I’ve had the chance to see him live several times, and I highly recommend you attend one of his concerts. Forget the classic live rap atmosphere; attending a Salmo concert is something that surpasses traditional genre habits, leading to heaps of pogo, violent concert moshcore dances, and Wall of Death (!!!). In these live shows, he offers his devastating remix of “Scary Monsters and Nice Sprites” by Skrillex, named “Kimbo Slice,” where on the now-famous dubstep base, he displays an eclecticism and unmatched power, at least in Italy. Brilliant is the idea of using the mentioned piece at the end of the song with the typical wobble bass as the final breakdown. Incredibly violent!

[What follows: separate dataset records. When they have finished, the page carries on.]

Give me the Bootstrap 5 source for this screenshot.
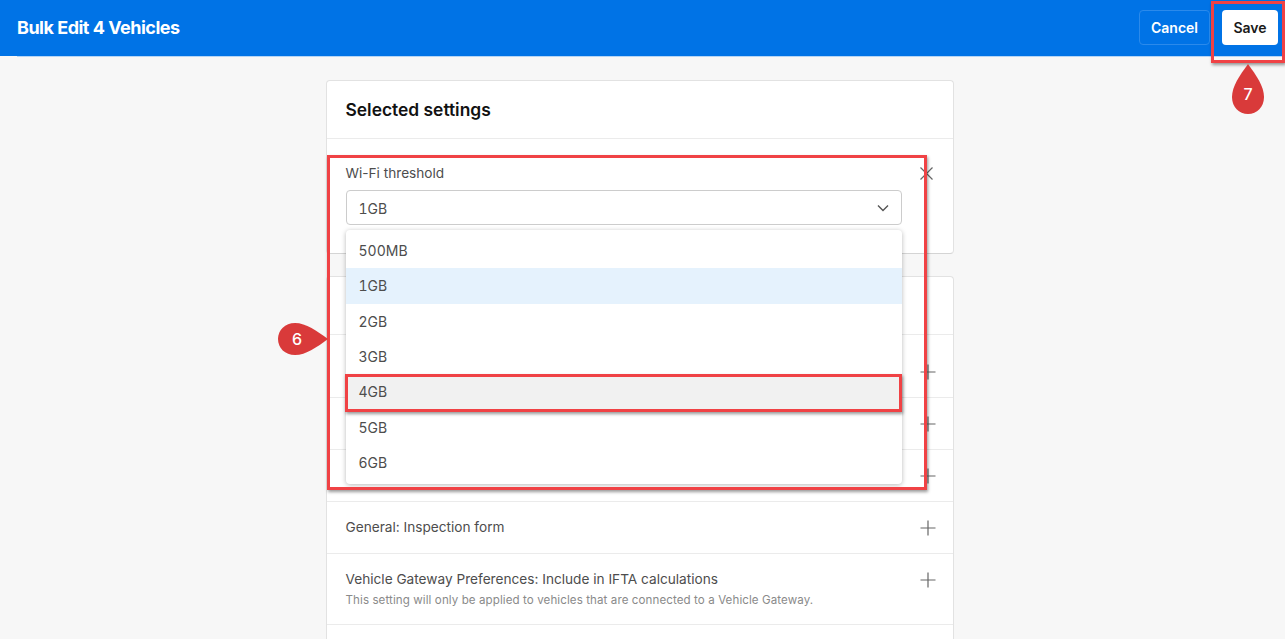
<!DOCTYPE html>
<html lang="en"><head><meta charset="utf-8"><title>Bulk Edit 4 Vehicles</title>
<link rel="stylesheet" href="https://cdn.jsdelivr.net/npm/bootstrap@5.3.0/dist/css/bootstrap.min.css">
<style>
html,body{height:639px;overflow:hidden}
body{background:#f7f7f7;font-family:Inter,"Liberation Sans",sans-serif;color:#4d4d4d;position:relative}
.topbar{height:56px;background:#0073e6;padding:10px 7px 11px 17px}
.topbar-line{height:1px;margin-left:17px;background:#b5d5f6}
.topbar h1{font-size:18px;font-weight:700;letter-spacing:-.5px;color:#fff;margin:0}
.act{font-size:14px;font-weight:600;height:35px;padding:0;border-radius:4px}
.act-cancel{width:71px;color:#fff;border:1px solid #2b8aeb;background:transparent}
.act-save{width:56px;color:#1a1a1a;background:#fff;border:0;margin-left:12px}
.sheet{width:628px;margin:23px auto 0;position:relative;left:-3px}
.panel{background:#fff;border:1px solid #e2e2e2;border-bottom-color:#d4d4d4;border-radius:4px;margin-bottom:22px}
.panel-head{height:58px;padding:1px 19px 0;border-bottom:1px solid #ebebeb;font-size:17.4px;font-weight:600;color:#111;display:flex;align-items:center}
.blank-head{height:58px;border-bottom:1px solid #ebebeb}
.setting{padding:0 19px;font-size:13.65px;display:flex;justify-content:space-between;border-bottom:1px solid #ebebeb;position:relative}
.setting:last-child{border-bottom:0}
.setting>svg{flex:none;margin-right:-2px}
.setting small{display:block;font-size:11.55px;color:#8a8a8a;margin-top:3px;letter-spacing:.1px}
.r1{height:63px;align-items:center;padding-top:12px}.r2{height:52px;align-items:center}
.r3{height:71px;padding-top:15px}
.r3>svg{margin-top:3px}
.wifi{height:114px;padding-top:26px;display:block;border:0}
.wifi>svg{position:absolute;right:19px;top:27px;margin-right:0}
.wifi-label{line-height:17px;margin-bottom:8px}
.fakeselect{width:556px;height:35px;border:1px solid #ccc;border-radius:4px;padding:1px 12px 0;display:flex;align-items:center;justify-content:space-between;font-size:14px;font-variant-numeric:tabular-nums}
.menu{position:absolute;left:19px;top:91px;width:556px;margin:0;padding:3px 0 4px;min-width:0;border:0;border-radius:4px;background:#fff;box-shadow:0 1px 5px rgba(0,0,0,.28);z-index:3;font-variant-numeric:tabular-nums}
.menu li{height:35.3px;padding:0 13px;display:flex;align-items:center;font-size:14px;color:#4d4d4d}
.menu li.sel{background:#e5f2fd}.menu li.hov{background:#f1f1f1}
.callout{position:absolute;border:3px solid #f04245;box-shadow:1px 2px 3px rgba(0,0,0,.4);z-index:5;pointer-events:none}
.c1{left:327px;top:155px;width:600px;height:335px}
.c2{left:345px;top:374px;width:557px;height:38px}
.c3{left:1211px;top:1px;width:74px;height:62px}
.pin{position:absolute;z-index:6}
.pin6{left:277px;top:322px}.pin7{left:1231px;top:63px}
.pin text{font:500 16px Inter,"Liberation Sans",sans-serif;fill:#fff;text-anchor:middle}
</style></head><body>
<header class="topbar d-flex justify-content-between align-items-center">
<h1>Bulk Edit 4 Vehicles</h1>
<div class="d-flex"><button class="btn act act-cancel">Cancel</button><button class="btn act act-save">Save</button></div>
</header>
<div class="topbar-line"></div>
<main class="sheet">
<section class="panel">
<div class="panel-head">Selected settings</div>
<div class="setting wifi">
<div class="wifi-label">Wi-Fi threshold</div>
<svg width="15" height="15" viewBox="0 0 15 15" fill="none" stroke="#666" stroke-width="1.2"><path d="M1.5 1.5l12 12M13.5 1.5l-12 12"/></svg>
<div class="fakeselect"><span>1GB</span><svg width="12" height="8" viewBox="0 0 12 8" fill="none" stroke="#555" stroke-width="1.4"><path d="M1 1.5l5 5 5-5"/></svg></div>
<ul class="dropdown-menu show menu list-unstyled">
<li>500MB</li><li class="sel">1GB</li><li>2GB</li><li>3GB</li><li class="hov">4GB</li><li>5GB</li><li>6GB</li>
</ul>
</div>
</section>
<section class="panel">
<div class="blank-head"></div>
<div class="setting r1"><span></span><svg width="16" height="16" viewBox="0 0 16 16" fill="none" stroke="#666" stroke-width="1.2"><path d="M8 .5v15M.5 8h15"/></svg></div>
<div class="setting r2"><span></span><svg width="16" height="16" viewBox="0 0 16 16" fill="none" stroke="#666" stroke-width="1.2"><path d="M8 .5v15M.5 8h15"/></svg></div>
<div class="setting r2"><span></span><svg width="16" height="16" viewBox="0 0 16 16" fill="none" stroke="#666" stroke-width="1.2"><path d="M8 .5v15M.5 8h15"/></svg></div>
<div class="setting r2"><span>General: Inspection form</span><svg width="16" height="16" viewBox="0 0 16 16" fill="none" stroke="#666" stroke-width="1.2"><path d="M8 .5v15M.5 8h15"/></svg></div>
<div class="setting r3"><div>Vehicle Gateway Preferences: Include in IFTA calculations<small>This setting will only be applied to vehicles that are connected to a Vehicle Gateway.</small></div><svg width="16" height="16" viewBox="0 0 16 16" fill="none" stroke="#666" stroke-width="1.2"><path d="M8 .5v15M.5 8h15"/></svg></div>
<div class="setting r2"></div>
</section>
</main>
<div class="callout c1"></div><div class="callout c2"></div><div class="callout c3"></div>
<svg class="pin pin6" width="52" height="34" viewBox="0 0 52 34"><path d="M18 1C8 1 1 8 1 17s7 16 17 16c11 0 22-8 33-16C40 9 29 1 18 1z" fill="#d93a3a"/><text x="20" y="23">6</text></svg>
<svg class="pin pin7" width="34" height="52" viewBox="0 0 34 52"><path d="M17 1C9 12 1 23 1 34c0 10 7 17 16 17s16-7 16-17C33 23 25 12 17 1z" fill="#d93a3a"/><text x="17" y="37">7</text></svg>
<script src="https://cdn.jsdelivr.net/npm/bootstrap@5.3.0/dist/js/bootstrap.bundle.min.js"></script>
</body></html>
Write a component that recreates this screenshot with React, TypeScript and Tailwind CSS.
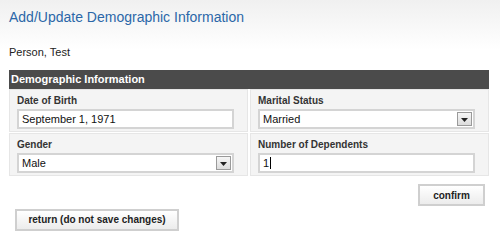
import React from "react";

const sans = "font-['Tahoma','Liberation_Sans',Arial,sans-serif]";

const Field = ({ label, children }: { label: string; children: React.ReactNode }) => (
  <div className="h-[43px] border border-[#e6e6e6] bg-[#f4f4f4] px-[7px] pt-[4px]">
    <div className="text-[10px] font-bold leading-[14px] text-[#333]">{label}</div>
    <div className="mt-px">{children}</div>
  </div>
);

const TextBox = ({ value, caret }: { value: string; caret?: boolean }) => (
  <div className="flex h-[20px] w-[217px] items-center border-2 border-[#d4d4d4] bg-white px-[3px] text-[11px] text-[#111]">
    {value}
    {caret && <span className="ml-px inline-block h-[12px] w-px bg-black" />}
  </div>
);

const SelectBox = ({ value }: { value: string }) => (
  <div className="flex h-[20px] w-[217px] items-center justify-between border-2 border-[#d4d4d4] bg-white pl-[3px] pr-px text-[11px] text-[#111]">
    <span>{value}</span>
    <span className="flex h-[14px] w-[15px] items-center justify-center border border-[#9a9a9a] bg-gradient-to-b from-[#f6f6f6] to-[#dcdcdc]">
      <svg width="7" height="5" viewBox="0 0 7 5">
        <path d="M0 1h7L3.5 5z" fill="#222" />
      </svg>
    </span>
  </div>
);

const Button = ({ children, className }: { children: React.ReactNode; className?: string }) => (
  <button
    className={`whitespace-nowrap border-2 border-[#cfcfcf] bg-gradient-to-b from-white to-[#ececec] text-[10px] font-bold text-[#222] ${className ?? ""}`}
  >
    {children}
  </button>
);

export default function App() {
  return (
    <div className={`h-[249px] w-[500px] bg-gradient-to-b from-[#f0f0f0] via-white via-20% to-white ${sans}`}>
      <div className="px-[9px] pt-[8px]">
        <h1 className="text-[14px] leading-[18px] text-[#2b67a8]">Add/Update Demographic Information</h1>
        <div className="mt-[20px] text-[11px] leading-[12px] text-[#222]">Person, Test</div>

        <div className="mt-[12px] w-[480px]">
          <div className="flex h-[19px] items-center bg-[#4b4b4b] px-[2px] text-[11px] font-bold text-white">
            Demographic Information
          </div>
          <div className="grid grid-cols-2 gap-x-[2px] gap-y-px bg-white">
            <Field label="Date of Birth">
              <TextBox value="September 1, 1971" />
            </Field>
            <Field label="Marital Status">
              <SelectBox value="Married" />
            </Field>
            <Field label="Gender">
              <SelectBox value="Male" />
            </Field>
            <Field label="Number of Dependents">
              <TextBox value="1" caret />
            </Field>
          </div>
          <div className="mt-[8px] flex justify-end pr-[4px]">
            <Button className="h-[22px] w-[67px]">confirm</Button>
          </div>
        </div>

        <Button className="mt-[2px] ml-[6px] h-[22px] w-[164px]">return (do not save changes)</Button>
      </div>
    </div>
  );
}
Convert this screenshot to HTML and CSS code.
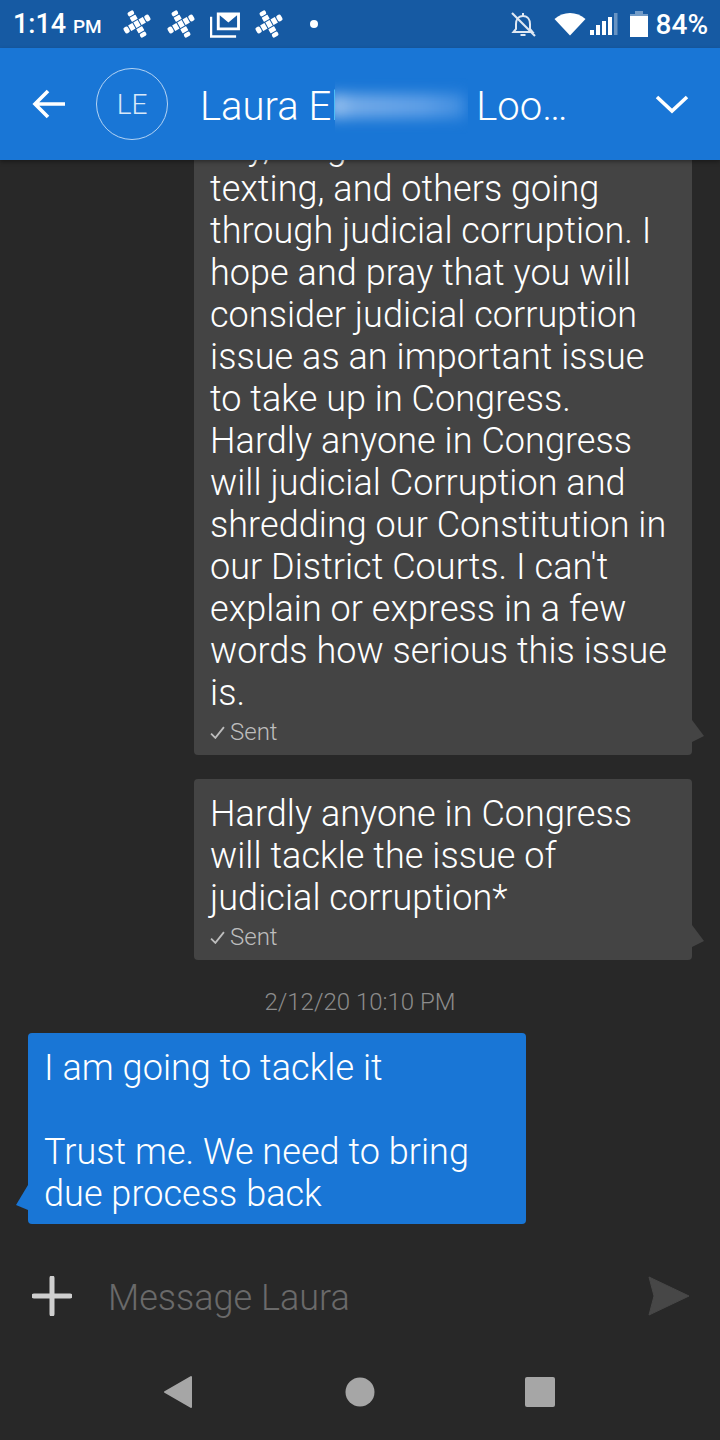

Punches in the air!
Abrasive like few others and a warning for those who only know how to be foreign-loving, Salmo, with the countless variations of his music, embraces many different types of audiences, and above all, those with no limits in music listening will find The Island Chainsaw Massacre truly addictive. And not just as an excellent product of undisputed quality, but as a true masterpiece of Hip Hop made in Italy.